__WORK TO BE COMPLETED__
Transcribe all of the material exactly. Any picture in it should be left out.
BEGIN INFORMATION SHOWN
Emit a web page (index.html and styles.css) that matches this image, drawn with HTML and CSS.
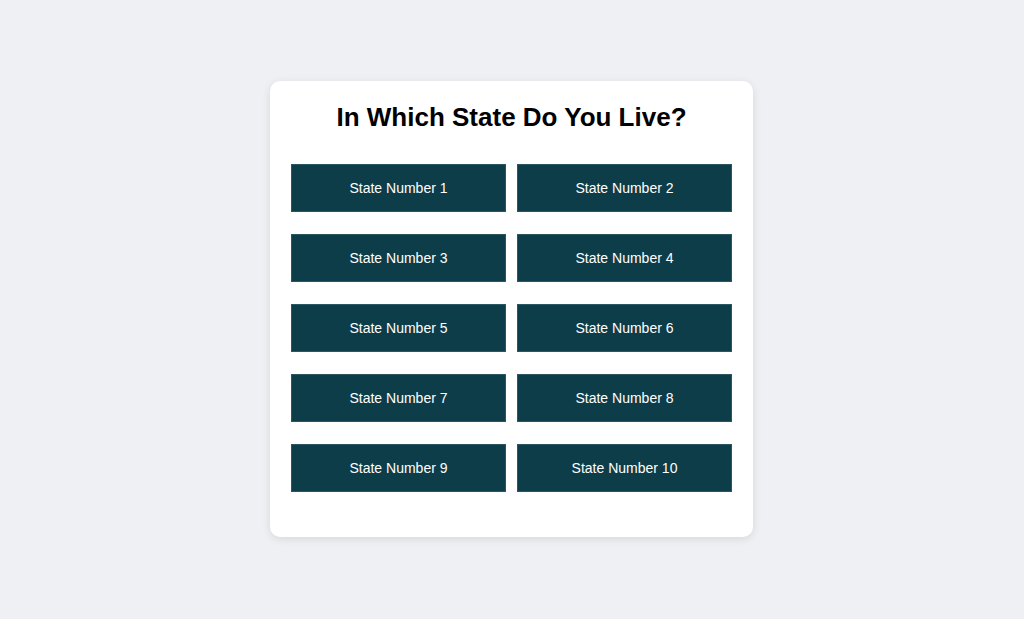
FILE: index.html
```html
<!DOCTYPE html>
<html lang="en">
<head>
  <meta charset="UTF-8">
  <meta name="viewport" content="width=device-width, initial-scale=1.0">
  <title>In Which State Do You Live?</title>
  <link rel="stylesheet" href="styles.css">
</head>
<body>

  <div class="card">
    <h1>In Which State Do You Live?</h1>

    <div class="states">
      <button class="state">State Number 1</button>
      <button class="state">State Number 2</button>
      <button class="state">State Number 3</button>
      <button class="state">State Number 4</button>
      <button class="state">State Number 5</button>
      <button class="state">State Number 6</button>
      <button class="state">State Number 7</button>
      <button class="state">State Number 8</button>
      <button class="state">State Number 9</button>
      <button class="state">State Number 10</button>
    </div>
  </div>

</body>
</html>
```

FILE: styles.css
```css
body {
  font-family: 'Liberation Sans', Arial, sans-serif;
  background-color: #eef0f4;
  color: #000;
  display: flex;
  justify-content: center;
  align-items: center;
  height: 100vh;
  margin: 0;
}

.card {
  width: 441px;
  padding: 21px 21px 45px;
  margin: 0 1px 2px 0;
  background-color: #fff;
  border-radius: 10px;
  box-shadow: 0 2px 8px rgba(0, 0, 0, 0.1);
}

h1 {
  font-size: 26px;
  line-height: 30px;
  text-align: center;
  margin: 0 0 32px;
}

.states {
  display: grid;
  grid-template-columns: 1fr 1fr;
  column-gap: 11px;
  row-gap: 22px;
}

.state {
  height: 48px;
  font-family: inherit;
  font-size: 14px;
  color: #fff;
  background-color: #0e3d4a;
  border: 1px solid #2b5763;
  cursor: pointer;
}

.state:hover {
  background-color: #145161;
}
```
END INFORMATION SHOWN
__FINISHED EXERCISE__
Emit a web page (index.html and styles.css) that matches this image, drawn with HTML and CSS.
FILE: index.html
```html
<!DOCTYPE html>
<html lang="en">
<head>
  <meta charset="UTF-8">
  <meta name="viewport" content="width=device-width, initial-scale=1.0">
  <title>In Which State Do You Live?</title>
  <link rel="stylesheet" href="styles.css">
</head>
<body>

  <div class="card">
    <h1>In Which State Do You Live?</h1>

    <div class="states">
      <button class="state">State Number 1</button>
      <button class="state">State Number 2</button>
      <button class="state">State Number 3</button>
      <button class="state">State Number 4</button>
      <button class="state">State Number 5</button>
      <button class="state">State Number 6</button>
      <button class="state">State Number 7</button>
      <button class="state">State Number 8</button>
      <button class="state">State Number 9</button>
      <button class="state">State Number 10</button>
    </div>
  </div>

</body>
</html>
```

FILE: styles.css
```css
body {
  font-family: 'Liberation Sans', Arial, sans-serif;
  background-color: #eef0f4;
  color: #000;
  display: flex;
  justify-content: center;
  align-items: center;
  height: 100vh;
  margin: 0;
}

.card {
  width: 441px;
  padding: 21px 21px 45px;
  margin: 0 1px 2px 0;
  background-color: #fff;
  border-radius: 10px;
  box-shadow: 0 2px 8px rgba(0, 0, 0, 0.1);
}

h1 {
  font-size: 26px;
  line-height: 30px;
  text-align: center;
  margin: 0 0 32px;
}

.states {
  display: grid;
  grid-template-columns: 1fr 1fr;
  column-gap: 11px;
  row-gap: 22px;
}

.state {
  height: 48px;
  font-family: inherit;
  font-size: 14px;
  color: #fff;
  background-color: #0e3d4a;
  border: 1px solid #2b5763;
  cursor: pointer;
}

.state:hover {
  background-color: #145161;
}
```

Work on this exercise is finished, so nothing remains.